Esse fascínio aumentou ainda mais quando compreendi que os japoneses levaram sua disciplina e sua cultura muito além das ilhas do Pacífico. No início do século XX, milhares de famílias migraram para diversos países, entre eles o Brasil, trazendo não apenas sua força de trabalho, mas também sua tradição, sua alma e sua capacidade de enriquecer os lugares que os acolheram. Campo Grande tornou-se um dos grandes polos dessa presença nipônica. Suas famílias integraram-se à vida local sem perder o vínculo com suas raízes, deixando um legado de disciplina, respeito e progresso que fortalece a identidade da cidade.
Além da culinária, há também outras marcas dessa presença em nossa terra. As festas típicas, como o Bon Odori, os campeonatos de judô e beisebol, e a valorização da educação e do estudo, são heranças preciosas que a comunidade japonesa trouxe consigo e compartilhou com todos.
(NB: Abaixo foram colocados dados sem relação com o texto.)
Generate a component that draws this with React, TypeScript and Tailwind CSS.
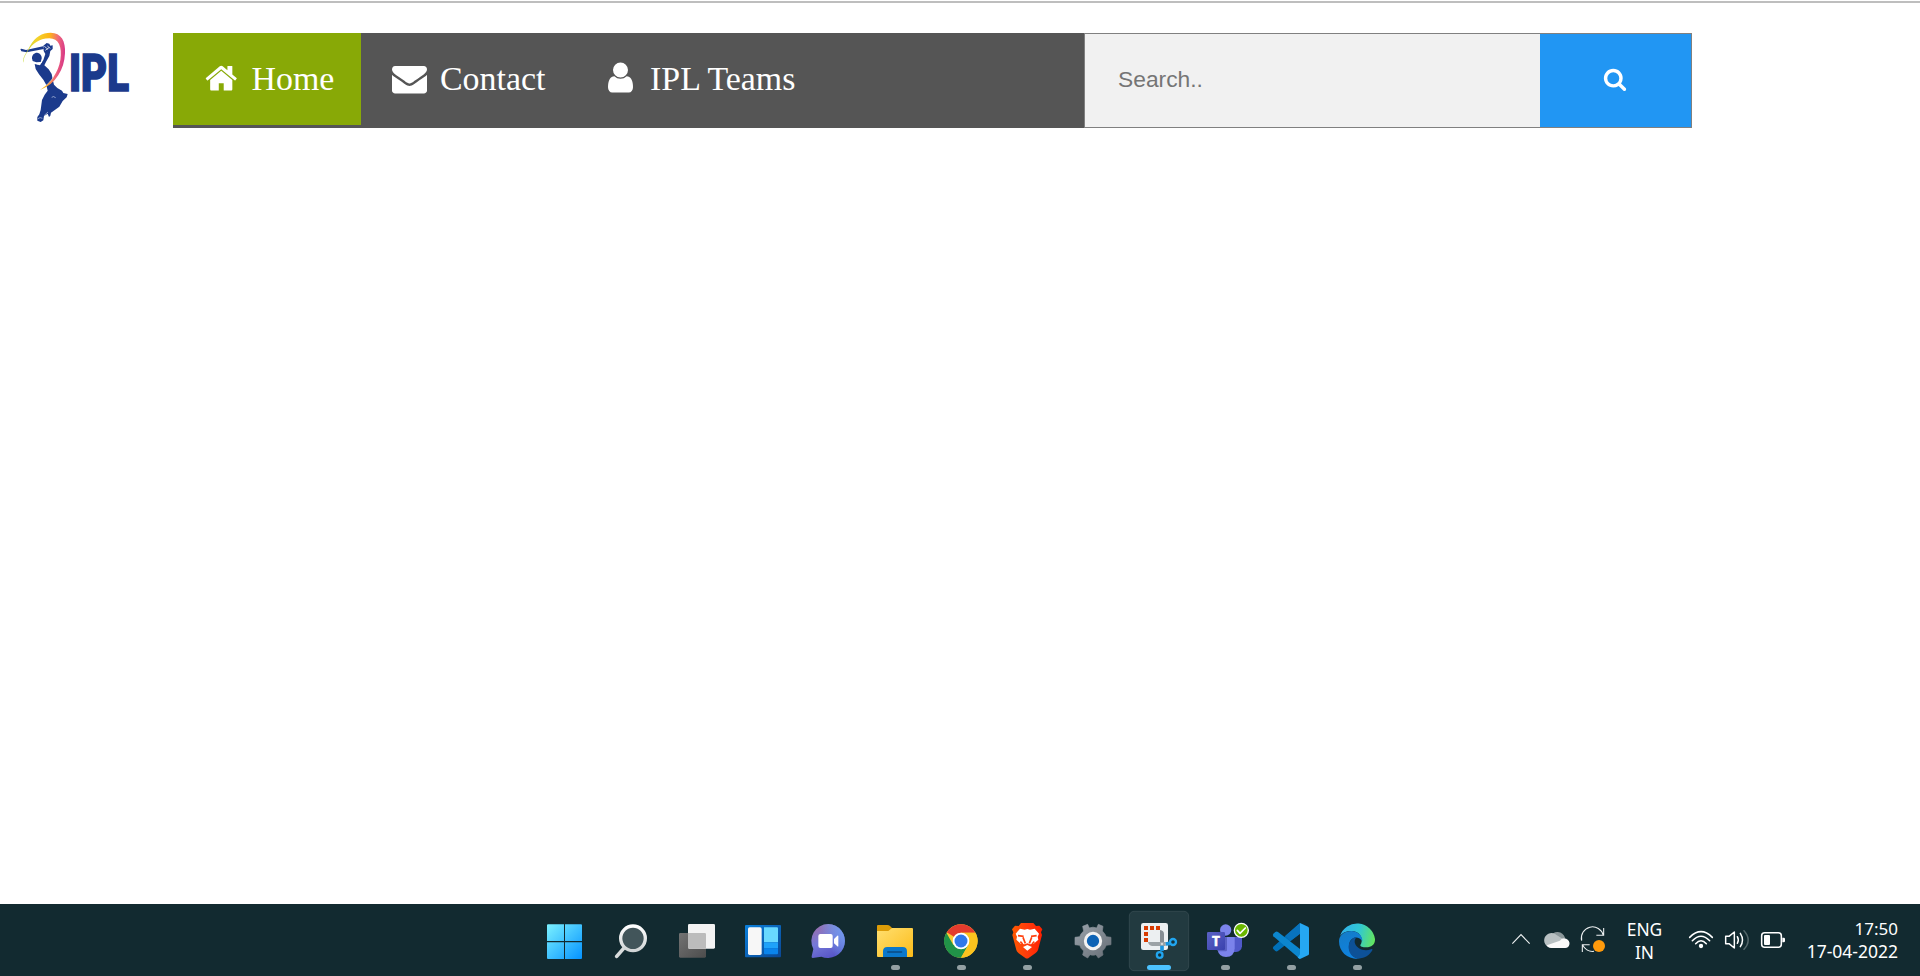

São contribuições que ultrapassam os limites da tradição e se transformam em valores coletivos, fortalecendo ainda mais a alma sul-mato-grossense.
Entre tantas contribuições, a culinária é uma das mais queridas. Quem, em Campo Grande, nunca se deliciou com um sobá bem preparado? Esse prato, de raízes japonesas, foi incorporado de tal forma ao cotidiano da cidade que hoje é considerado um dos símbolos de sua própria cultura. Cada receita é uma memória afetiva, um laço de amizade entre povos que aprenderam a conviver e a se respeitar.
Ao recordar aquele filme visto aos oito anos, percebo que ele não foi apenas uma história de amor impossível, mas o início de uma jornada interior. A mesma emoção que senti diante da princesa e do jovem aventureiro reencontro hoje na convivência com nossos irmãos japoneses, que entrelaçaram suas vidas às nossas. Assim como no jardim daquela princesa, onde flores e pássaros celebravam a vida, também em Campo Grande floresce o encontro de culturas que nos ensina a viver com mais respeito, beleza e, sobretudo, amor
Obs.: Este Artigo é dedicado à minha colega de trabalho, YONE UEHARA, Gerente Comercial do Jornal Diário da Serra nos anos 70, à sua família e a todas as famílias nipônicas que com trabalho, cultura e amor, fincaram raízes em Campo Grande e ajudaram a florescer sua história.